[Begin]

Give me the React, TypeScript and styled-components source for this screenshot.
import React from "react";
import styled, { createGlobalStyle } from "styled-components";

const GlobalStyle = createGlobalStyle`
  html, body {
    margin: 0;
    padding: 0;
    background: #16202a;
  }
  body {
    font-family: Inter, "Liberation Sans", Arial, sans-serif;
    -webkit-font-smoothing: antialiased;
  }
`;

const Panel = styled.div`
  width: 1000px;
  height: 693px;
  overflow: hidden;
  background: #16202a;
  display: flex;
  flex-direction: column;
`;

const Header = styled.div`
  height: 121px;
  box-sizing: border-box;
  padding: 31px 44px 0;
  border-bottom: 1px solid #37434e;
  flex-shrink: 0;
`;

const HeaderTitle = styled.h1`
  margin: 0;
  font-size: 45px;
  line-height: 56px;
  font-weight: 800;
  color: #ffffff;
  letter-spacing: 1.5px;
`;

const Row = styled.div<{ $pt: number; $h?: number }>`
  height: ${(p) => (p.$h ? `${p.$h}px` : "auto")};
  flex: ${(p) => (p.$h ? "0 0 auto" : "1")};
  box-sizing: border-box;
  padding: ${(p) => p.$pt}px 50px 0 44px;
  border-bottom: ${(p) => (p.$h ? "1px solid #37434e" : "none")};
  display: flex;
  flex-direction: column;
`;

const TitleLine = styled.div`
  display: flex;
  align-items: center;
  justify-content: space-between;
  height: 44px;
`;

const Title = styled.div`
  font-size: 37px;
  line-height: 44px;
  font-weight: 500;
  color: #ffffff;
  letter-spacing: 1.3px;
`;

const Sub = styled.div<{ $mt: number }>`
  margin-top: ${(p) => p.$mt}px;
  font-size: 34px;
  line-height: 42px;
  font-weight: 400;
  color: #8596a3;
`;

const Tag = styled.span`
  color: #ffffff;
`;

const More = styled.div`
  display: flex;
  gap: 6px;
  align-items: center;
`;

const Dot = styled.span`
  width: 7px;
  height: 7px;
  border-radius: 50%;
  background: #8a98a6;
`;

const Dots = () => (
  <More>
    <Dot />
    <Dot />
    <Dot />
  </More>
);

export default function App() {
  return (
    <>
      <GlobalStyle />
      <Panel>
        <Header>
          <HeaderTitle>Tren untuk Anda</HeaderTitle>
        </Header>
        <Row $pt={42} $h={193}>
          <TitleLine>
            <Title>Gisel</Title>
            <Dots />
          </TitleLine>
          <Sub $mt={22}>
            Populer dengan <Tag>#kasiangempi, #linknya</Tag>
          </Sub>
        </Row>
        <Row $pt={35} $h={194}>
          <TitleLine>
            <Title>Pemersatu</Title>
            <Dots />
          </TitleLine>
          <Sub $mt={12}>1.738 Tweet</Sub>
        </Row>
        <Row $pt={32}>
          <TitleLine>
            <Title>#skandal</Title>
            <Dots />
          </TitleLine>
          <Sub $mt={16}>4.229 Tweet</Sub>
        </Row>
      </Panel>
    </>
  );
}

[End]

• **Requirements**
Extract all of the data exactly as written.

• **Correct response**
Give me the React, TypeScript and styled-components source for this screenshot.
import React from "react";
import styled, { createGlobalStyle } from "styled-components";

const GlobalStyle = createGlobalStyle`
  html, body {
    margin: 0;
    padding: 0;
    background: #16202a;
  }
  body {
    font-family: Inter, "Liberation Sans", Arial, sans-serif;
    -webkit-font-smoothing: antialiased;
  }
`;

const Panel = styled.div`
  width: 1000px;
  height: 693px;
  overflow: hidden;
  background: #16202a;
  display: flex;
  flex-direction: column;
`;

const Header = styled.div`
  height: 121px;
  box-sizing: border-box;
  padding: 31px 44px 0;
  border-bottom: 1px solid #37434e;
  flex-shrink: 0;
`;

const HeaderTitle = styled.h1`
  margin: 0;
  font-size: 45px;
  line-height: 56px;
  font-weight: 800;
  color: #ffffff;
  letter-spacing: 1.5px;
`;

const Row = styled.div<{ $pt: number; $h?: number }>`
  height: ${(p) => (p.$h ? `${p.$h}px` : "auto")};
  flex: ${(p) => (p.$h ? "0 0 auto" : "1")};
  box-sizing: border-box;
  padding: ${(p) => p.$pt}px 50px 0 44px;
  border-bottom: ${(p) => (p.$h ? "1px solid #37434e" : "none")};
  display: flex;
  flex-direction: column;
`;

const TitleLine = styled.div`
  display: flex;
  align-items: center;
  justify-content: space-between;
  height: 44px;
`;

const Title = styled.div`
  font-size: 37px;
  line-height: 44px;
  font-weight: 500;
  color: #ffffff;
  letter-spacing: 1.3px;
`;

const Sub = styled.div<{ $mt: number }>`
  margin-top: ${(p) => p.$mt}px;
  font-size: 34px;
  line-height: 42px;
  font-weight: 400;
  color: #8596a3;
`;

const Tag = styled.span`
  color: #ffffff;
`;

const More = styled.div`
  display: flex;
  gap: 6px;
  align-items: center;
`;

const Dot = styled.span`
  width: 7px;
  height: 7px;
  border-radius: 50%;
  background: #8a98a6;
`;

const Dots = () => (
  <More>
    <Dot />
    <Dot />
    <Dot />
  </More>
);

export default function App() {
  return (
    <>
      <GlobalStyle />
      <Panel>
        <Header>
          <HeaderTitle>Tren untuk Anda</HeaderTitle>
        </Header>
        <Row $pt={42} $h={193}>
          <TitleLine>
            <Title>Gisel</Title>
            <Dots />
          </TitleLine>
          <Sub $mt={22}>
            Populer dengan <Tag>#kasiangempi, #linknya</Tag>
          </Sub>
        </Row>
        <Row $pt={35} $h={194}>
          <TitleLine>
            <Title>Pemersatu</Title>
            <Dots />
          </TitleLine>
          <Sub $mt={12}>1.738 Tweet</Sub>
        </Row>
        <Row $pt={32}>
          <TitleLine>
            <Title>#skandal</Title>
            <Dots />
          </TitleLine>
          <Sub $mt={16}>4.229 Tweet</Sub>
        </Row>
      </Panel>
    </>
  );
}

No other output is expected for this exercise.